Richard Rackleff checked his messages in late 1996 and saw he had 138, with seemingly every media outlet in the country wanting an interview.
He had just recently performed one of the most high-profile polygraph examinations: Richard Jewell, a former security guard who was falsely accused of the 1996 Centennial Olympic Park bombing.
As Rackleff saw it, the man went from being a hero one day to being villainized the next.
With satellite trucks tracking Jewell’s every move, an attorney contacted Rackleff about an exam.
“He’s inconclusive, because he’s got a stress level up to here. He had to fight his way just to get in the door through people. It was unbelievable what he was going through,” Rackleff said.
Once the Olympics were over and most of the press had left town, Rackleff examined Jewell again.
After three series of questions between these two occasions, Jewell and his attorney put out a press release about the man being non-deceptive.
“It changed the direction,” Rackleff said, as the focus shifted away from Jewell. Eric Rudolph, the man responsible for the bombing, was captured in 2003.
Rackleff and Von Jennings, who are two former federal polygraph examiners, now share an office space off of McEver Road at Jennings’ Northeast Georgia Polygraph Services.
“We are more in the background. That’s why you don’t see it a lot in cases. You don’t know that a case was solved by polygraph, because they don’t publicize it,” Jennings said.
Jennings, who has trained Georgia Bureau of Investigation agents as well as law enforcement in countries such as Mexico and South Africa, started the business in 1998.
Georgia is one of the few states where polygraph exams can be admitted into evidence in criminal trials if both sides agree.
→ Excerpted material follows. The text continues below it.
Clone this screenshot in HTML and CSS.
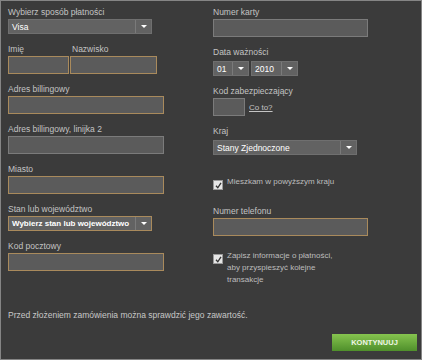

An attorney in a Hall County rape case recently sought Jennings’ services.
But how reliable and accurate is it?
The American Polygraph Association completed a report in 2011 analyzing all peer-reviewed studies.
The aggregated decision accuracy of event-specific questioning, which is about a single issue such as a crime, was 89%, while questioning on multiple issues returned an 85% accuracy rate.
The National Research Council summarized its review of studies in 2003 as “specific-incident polygraph tests can discriminate lying from truth telling at rates well above chance, though well below perfection.” Other research on polygraph efficacy has pointed to higher accuracy when conducted by a highly trained examiner with proper controls.
Jennings and Rackleff both went through the Department of Defense Polygraph Institute, a 16-week course.
“When I went through polygraph school, I had a master’s degree. I studied more in 16 weeks than I did in six years of college. That’s how difficult it was,” Jennings said.
Rackleff retired as an FBI special agent, and Jennings is a retired Army criminal investigations division agent.
“If it’s not reliable, then why does every investigative unit in the federal government and every intelligence unit in the federal government use it? Why does the GBI use it?” Jennings asked.
Next to Jennings’ computer is a custom-made chair given to him for his directorship at the Atlanta polygraph institute.
Testing concerns changes in cardiovascular, respiratory and electrodermal responses. Electrodermal activity, as defined by the Journal of Neuroscience Methods, is defined as the “variation of the electrical properties of the skin in response to sweat secretion.”
The person being examined will have straps around the stomach and upper chest, a blood pressure cuff and two finger plates. A black pad on the seat monitors movement from the waist down. Tests usually last two to three hours.
Jennings recalled a 1987 murder case in New Orleans, where he examined a man about a shooting. Though the suspect was calmer during questions about shooting the victim, his response to a question about the location of the murder weapon was off the chart.
After an interrogation, the man confessed.
"The reason he reacted to that question about the murder weapon is on the way to take the polygraph test ... he went by Burger King and threw the weapon in the Dempsey dumpster," Jennings said.
Jennings was quick to knock down myths and misconceptions regarding polygraph, such as the belief that an innocent person could fail a test due to nervousness.
“You’re going to be nervous, and we adjust for that,” Jennings said.
In a 2004 research study, the American Psychological Association had concern for potential “placebo-like effects.”
“One reason that polygraph tests may appear to be accurate is that subjects who believe that the test works and that they can be detected may confess or will be very anxious when questioned. If this view is correct, the lie detector might be better called a fear detector,” according to an American Psychological Association’s article.
Northeast Judicial Circuit District Attorney Lee Darragh said the division among those in the scientific community makes him believe there is “good reason” for polygraph to only be admissible in court with a stipulation from both parties.
“Further, if polygraph results were admissible there would exist too much danger that jurors would substitute those results for their own considered judgement based on the facts and the law of a case as to the truthfulness of witnesses. In my career, I’ve seen numerous situations wherein polygraph results simply don’t reflect known fact from admissible evidence to give polygraph much credence,” Darragh said.
Darragh did not, however, “discount their continued use” in some investigation “to the extent that subjects of interest believe that the results of any such testing may be valid, and truthful statements may result from that belief.”